Tara Sullivan, one of the columnists who on Christmas Day in 2006 called for Coughlin’s firing, also admits she was wrong, but stands by what she wrote in her column. “It was entirely based on what I was seeing on the field,” she said in 2020. “The whole narrative [when Coughlin was hired in 2004] was that ‘We are going to make these guys tougher… they are going to be disciplined,’ and then to watch that product, in that New Orleans game… it looked like it was going in the wrong direction.” The fact that Coughlin flipped the script in 2007 turned out to be a good thing for local columnists like her. “I love the fact that Coughlin proved me wrong… because it meant that I got to cover one of the greatest stories.”

Myers, who covered the Giants for the New York Daily News for 29 years before retiring in 2018, also has no regrets about his column. “I still contend that what I wrote in 2006 was right on the money [at that time],” he said in 2021.

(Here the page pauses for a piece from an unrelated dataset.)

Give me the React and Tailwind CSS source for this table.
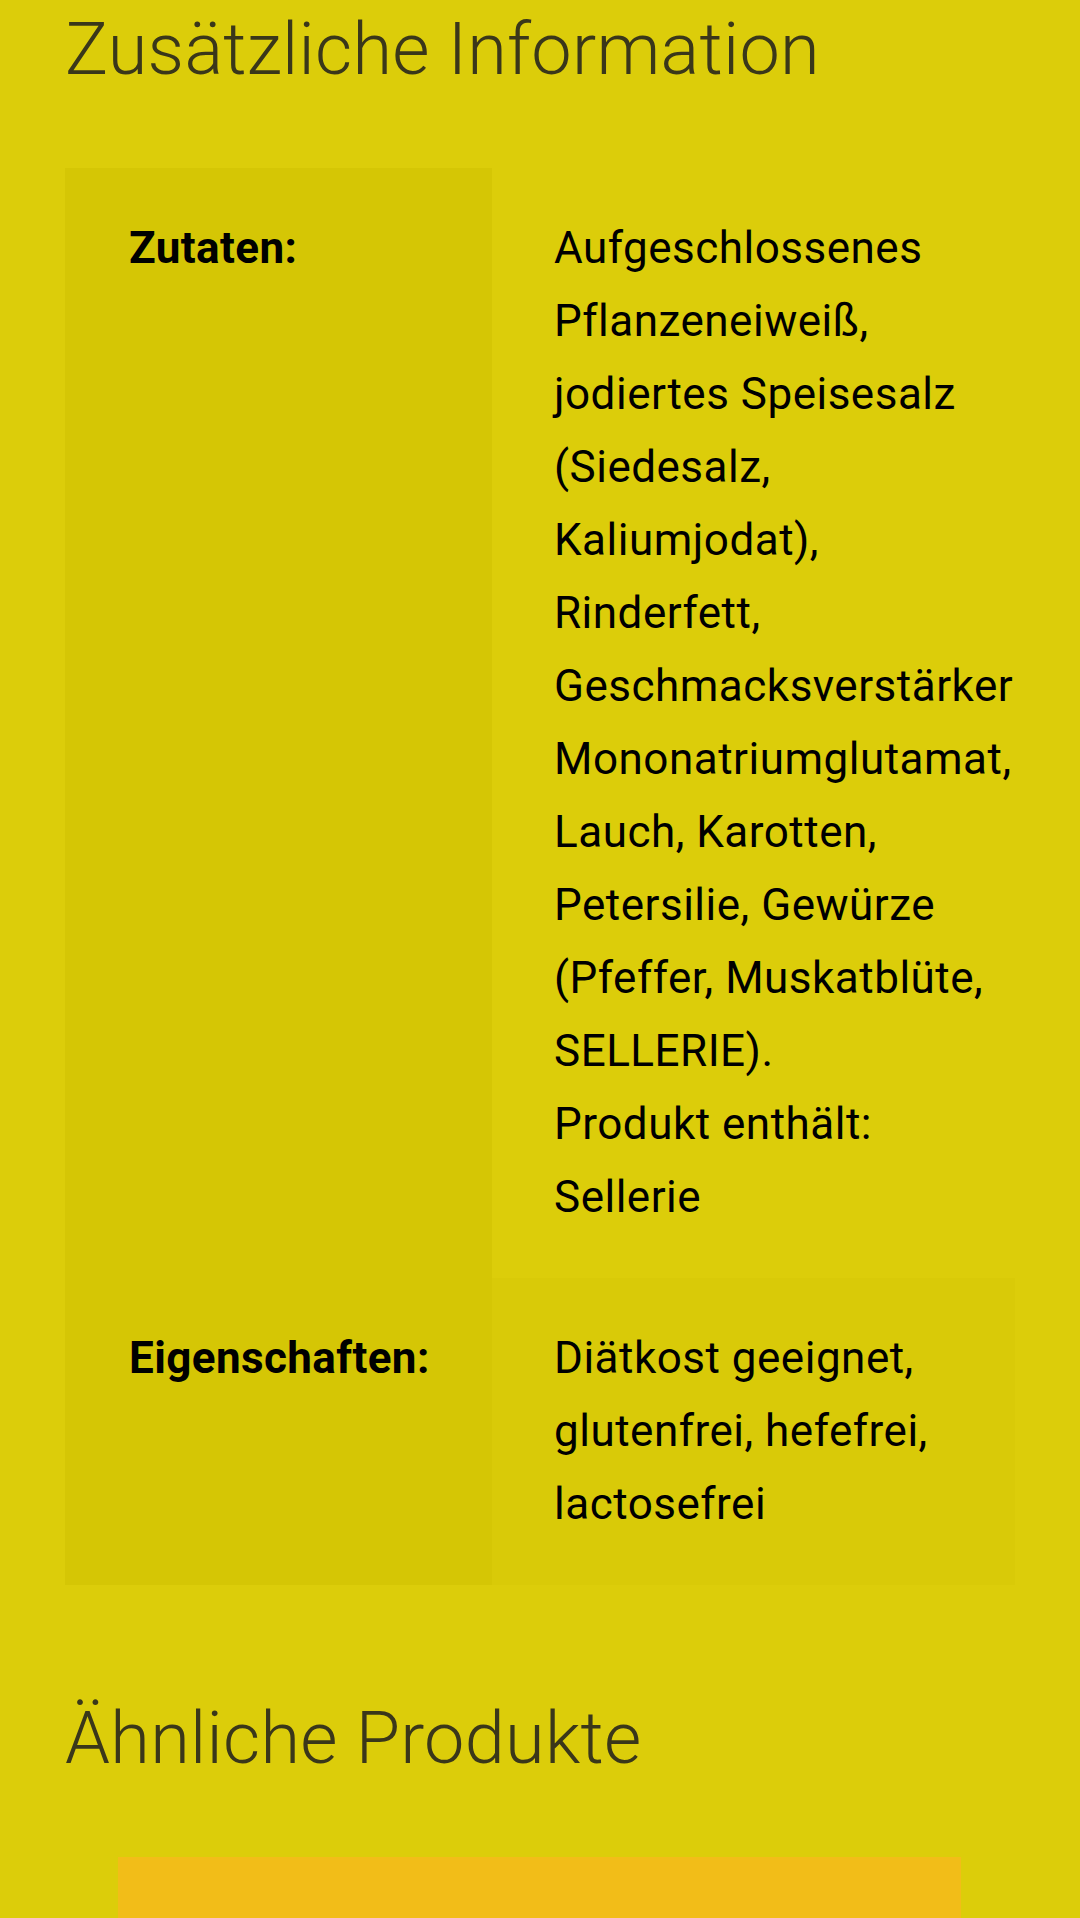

Often, people are bewildered by poorly aged sports commentary, and think, “How could he or she have actually thought this?” That being said, folks may be lenient in judging the criticism levied at Coughlin during his first three seasons with the Giants—after all, by the end of 2006, his tenure with the team looked hopeless and his fate seemed inevitable. The local media was calling for his ousting, and as the 20,000 people at Giants Stadium on Christmas Eve 2006 made clear, Giants fans wanted him to be shown the door, too. By then, few, if anyone, predicted that Coughlin would be around after 2007, much less win a Super Bowl. It is a feat even the Giants players would never have guessed. “We even shocked ourselves,” Michael Strahan said after the Super Bowl XLII triumph.

Hindsight is rarely forgiving, but at least those who whiffed on this story are in good company.